Thursday, August 18, 2011

Sensitivity.

Would I call myself a sensitive person? Maybe. I cry when I see other people cry, I can get an attitude quickly if you come off wrong, I can be emotionally damaging to myself. I guess I am sensitive. I'm okay with that, sort of. I know I can't change who I am. When people try to train themselves to not care about something or change their mentality to make a situation easier, I wonder if it works. I'm only sixteen (soon to be seventeen) but I think I go through a lot. Even though I've been through some things, I'm not one to shut people out. For example, when I was wronged by someone I loved the most, I didn't stop loving or trusting everyone else... even though I must admit I wanted to.

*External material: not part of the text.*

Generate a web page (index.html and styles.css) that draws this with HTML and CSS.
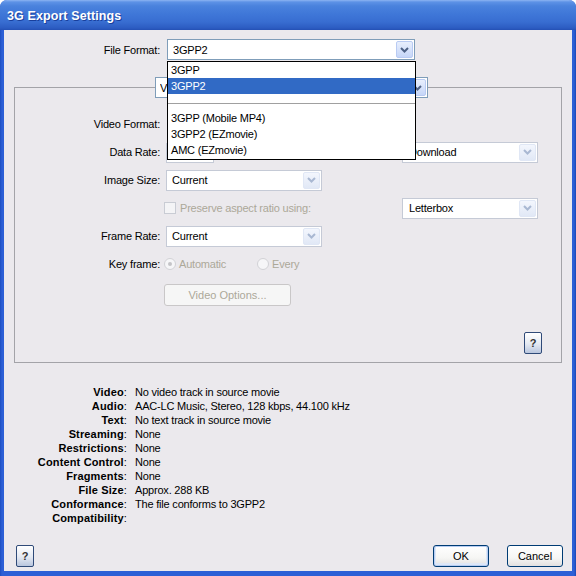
FILE: index.html
```html
<!DOCTYPE html>
<html>
<head>
<meta charset="utf-8">
<title>3G Export Settings</title>
<link rel="stylesheet" href="styles.css">
</head>
<body>
<div class="window">
  <div class="titlebar"><span class="title">3G Export Settings</span></div>
  <div class="client">
    <div class="ff-row">
      <span class="lbl">File Format:</span>
      <div class="combo ff"><span class="val">3GPP2</span><span class="btn"><svg width="9" height="6" viewBox="0 0 9 6"><path d="M1 1 L4.5 4.5 L8 1" fill="none" stroke="#4d6185" stroke-width="2"/></svg></span></div>
    </div>
    <fieldset class="group">
      <legend class="legend">
        <div class="combo tab"><span class="val">Video</span><span class="btn"><svg width="9" height="6" viewBox="0 0 9 6"><path d="M1 1 L4.5 4.5 L8 1" fill="none" stroke="#4d6185" stroke-width="2"/></svg></span></div>
      </legend>
      <div class="row">
        <span class="lbl">Video Format:</span>
        <div class="combo vf"><span class="val">H.263</span><span class="btn"></span></div>
      </div>
      <div class="row">
        <span class="lbl">Data Rate:</span>
        <div class="textbox"></div>
        <div class="combo dim side"><span class="val">Download</span><span class="btn"><svg width="9" height="6" viewBox="0 0 9 6"><path d="M1 1 L4.5 4.5 L8 1" fill="none" stroke="#a9b8d2" stroke-width="2"/></svg></span></div>
      </div>
      <div class="row">
        <span class="lbl">Image Size:</span>
        <div class="combo dim mid"><span class="val">Current</span><span class="btn"><svg width="9" height="6" viewBox="0 0 9 6"><path d="M1 1 L4.5 4.5 L8 1" fill="none" stroke="#a9b8d2" stroke-width="2"/></svg></span></div>
      </div>
      <div class="row">
        <span class="check"></span>
        <span class="disabled ctext">Preserve aspect ratio using:</span>
        <div class="combo dim side"><span class="val">Letterbox</span><span class="btn"><svg width="9" height="6" viewBox="0 0 9 6"><path d="M1 1 L4.5 4.5 L8 1" fill="none" stroke="#a9b8d2" stroke-width="2"/></svg></span></div>
      </div>
      <div class="row">
        <span class="lbl">Frame Rate:</span>
        <div class="combo dim mid"><span class="val">Current</span><span class="btn"><svg width="9" height="6" viewBox="0 0 9 6"><path d="M1 1 L4.5 4.5 L8 1" fill="none" stroke="#a9b8d2" stroke-width="2"/></svg></span></div>
      </div>
      <div class="row">
        <span class="lbl">Key frame:</span>
        <span class="radio on"></span><span class="disabled rtext">Automatic</span>
        <span class="radio second"></span><span class="disabled rtext">Every</span>
      </div>
      <div class="btnrow">
        <button class="pbtn off">Video Options...</button>
      </div>
      <div class="helprow">
        <button class="help">?</button>
      </div>
    </fieldset>
    <div class="info">
      <span class="k">Video<i>:</i></span><span>No video track in source movie</span>
      <span class="k">Audio<i>:</i></span><span>AAC-LC Music, Stereo, 128 kbps, 44.100 kHz</span>
      <span class="k">Text<i>:</i></span><span>No text track in source movie</span>
      <span class="k">Streaming<i>:</i></span><span>None</span>
      <span class="k">Restrictions<i>:</i></span><span>None</span>
      <span class="k">Content Control<i>:</i></span><span>None</span>
      <span class="k">Fragments<i>:</i></span><span>None</span>
      <span class="k">File Size<i>:</i></span><span>Approx. 288 KB</span>
      <span class="k">Conformance<i>:</i></span><span>The file conforms to 3GPP2</span>
      <span class="k">Compatibility<i>:</i></span><span></span>
    </div>
    <div class="bottom">
      <button class="help">?</button>
      <button class="pbtn ok">OK</button>
      <button class="pbtn cancel">Cancel</button>
    </div>
  </div>
  <div class="droplist">
    <div class="item">3GPP</div>
    <div class="item sel">3GPP2</div>
    <div class="sep"></div>
    <div class="item">3GPP (Mobile MP4)</div>
    <div class="item">3GPP2 (EZmovie)</div>
    <div class="item">AMC (EZmovie)</div>
  </div>
</div>
</body>
</html>
```
FILE: styles.css
```css
* { box-sizing: border-box; }
body {
  margin: 0;
  font-family: "Liberation Sans", Arial, sans-serif;
  font-size: 11px;
  letter-spacing: -0.2px;
  color: #000;
  background: #fff;
}
.window {
  position: relative;
  width: 576px;
  height: 576px;
  background: linear-gradient(90deg, #1d4ec0, #2c5fd6 2px, #2c5fd6 calc(100% - 2px), #1a47b4);
  border-radius: 7px 7px 0 0;
  display: flex;
  flex-direction: column;
  overflow: hidden;
}
.titlebar {
  height: 30px;
  flex: none;
  display: flex;
  align-items: center;
  padding: 2px 0 0 7px;
  background: linear-gradient(#8cb4f2 0, #5d92e6 2px, #4a82dd 6px, #3f77d8 14px, #386dd1 22px, #2c5cc2 28px, #2450b4 30px);
}
.title {
  color: #fff;
  font-weight: bold;
  font-size: 12.5px;
  letter-spacing: 0.1px;
  text-shadow: 1px 1px 0 #183f9c;
}
.client {
  flex: 1;
  margin: 0 4px 5px;
  background: #ebe9ed;
  display: flex;
  flex-direction: column;
}
.lbl {
  flex: none;
  text-align: right;
}
.ff-row {
  display: flex;
  align-items: center;
  gap: 7px;
  margin-top: 9px;
  height: 21px;
}
.ff-row .lbl { width: 156px; }
.combo {
  display: flex;
  align-items: center;
  height: 21px;
  background: #fff;
  border: 1px solid #7f9db9;
  padding: 0 1px 0 5px;
  flex: none;
}
.combo .val {
  flex: 1;
  white-space: nowrap;
  overflow: hidden;
}
.combo .btn {
  flex: none;
  width: 17px;
  height: 17px;
  border: 1px solid #b9cbf3;
  border-radius: 2px;
  background: linear-gradient(#e8effd, #c6d6f8);
  display: flex;
  align-items: center;
  justify-content: center;
}
.combo.dim { border-color: #c5cad6; }
.combo.dim .btn {
  background: linear-gradient(#f3f6fd, #e1e8f6);
  border-color: #e0e7f5;
}
.ff { width: 248px; }
.group {
  margin: 17px 10px 0;
  padding: 12px 23px 8px 0;
  border: 1px solid #a3a3a8;
  min-width: 0;
}
.legend {
  padding: 0;
  margin-left: 140px;
}
.tab { width: 273px; padding-left: 4px; }
.row {
  display: flex;
  align-items: center;
  gap: 6px;
  height: 28px;
}
.row .lbl { width: 145px; }
.vf { width: 240px; margin-left: 2px; }
.textbox {
  width: 48px;
  height: 20px;
  margin-top: 2px;
  background: #fff;
  border: 1px solid #c5cad6;
}
.side { width: 136px; margin-left: auto; padding-left: 6px; }
.mid { width: 156px; }
.check {
  width: 12px;
  height: 12px;
  margin-left: 149px;
  border: 1px solid #c9ccd4;
  background: #f4f4f6;
  flex: none;
}
.ctext { margin-left: -2px; }
.disabled { color: #aca899; }
.radio {
  width: 12px;
  height: 12px;
  border-radius: 50%;
  border: 1px solid #d2d2d6;
  background: #f6f6f8;
  flex: none;
  margin-left: -2px;
  display: flex;
  align-items: center;
  justify-content: center;
}
.radio.on::after {
  content: "";
  width: 4px;
  height: 4px;
  border-radius: 50%;
  background: #c4c4c8;
}
.radio.second { margin-left: 25px; }
.rtext { margin-left: -3px; }
.btnrow {
  display: flex;
  margin-top: 6px;
  padding-left: 149px;
}
.pbtn {
  font: inherit;
  height: 22px;
  border: 1px solid #003c74;
  border-radius: 3px;
  background: linear-gradient(#ffffff, #f6f6f4 60%, #e2e0e0);
  color: #000;
  padding: 0;
}
.pbtn.off {
  width: 127px;
  border-color: #c9c7c8;
  background: #f6f6f6;
  color: #aca899;
}
.helprow {
  display: flex;
  justify-content: flex-end;
  margin: 26px -4px 0 0;
}
.help {
  font: inherit;
  font-weight: bold;
  width: 18px;
  height: 22px;
  padding: 0;
  border: 1px solid #2f4a78;
  border-radius: 2px;
  background: linear-gradient(#ffffff, #e4e9f2 55%, #b9c6de);
  color: #333;
}
.info {
  display: grid;
  grid-template-columns: 123px auto;
  column-gap: 8px;
  line-height: 14px;
  margin-top: 22px;
}
.info .k { text-align: right; font-weight: bold; letter-spacing: 0.15px; }
.info .k i { font-style: normal; font-weight: normal; }
.bottom {
  display: flex;
  align-items: center;
  margin-top: 20px;
  padding: 0 9px 0 12px;
}
.ok {
  width: 56px;
  margin-left: auto;
  box-shadow: inset 0 0 0 1px #b7cdf2, inset 0 -1px 0 2px #dde7f7;
}
.cancel { width: 56px; margin-left: 18px; }
.droplist {
  position: absolute;
  left: 167px;
  top: 61px;
  width: 249px;
  height: 99px;
  background: #fff;
  border: 1px solid #000;
}
.item {
  height: 16px;
  line-height: 16px;
  padding-left: 3px;
  white-space: nowrap;
}
.item.sel { background: #316ac5; color: #fff; }
.sep {
  height: 16px;
  display: flex;
  align-items: center;
  padding-top: 2px;
}
.sep::after {
  content: "";
  flex: 1;
  border-top: 1px solid #a0a0a0;
}
```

I guess that situation has carried through with me though subconsciously. I just wish for things to be simple, but everything is just all complicated in my eyes. Adele's album 21 is on repeat right now keeping me sane, but my brain keeps digging deeper and deeper into the issue at hand. Sometimes that smallest things can impact my entire mood and then I just make everything worse than it is. It's pretty draining.

As I'm listening to One & Only and doing small choreography in my chair, I got to thinking... why do I care so much? Why does this hurt me so much? I really suck at trying to verbalize my thoughts/feelings clearly. My mind moves so much faster than my mouth or my fingers. Basically, just for once, I want things to feel right in my life. As of right now... a lot of things just feel wrong.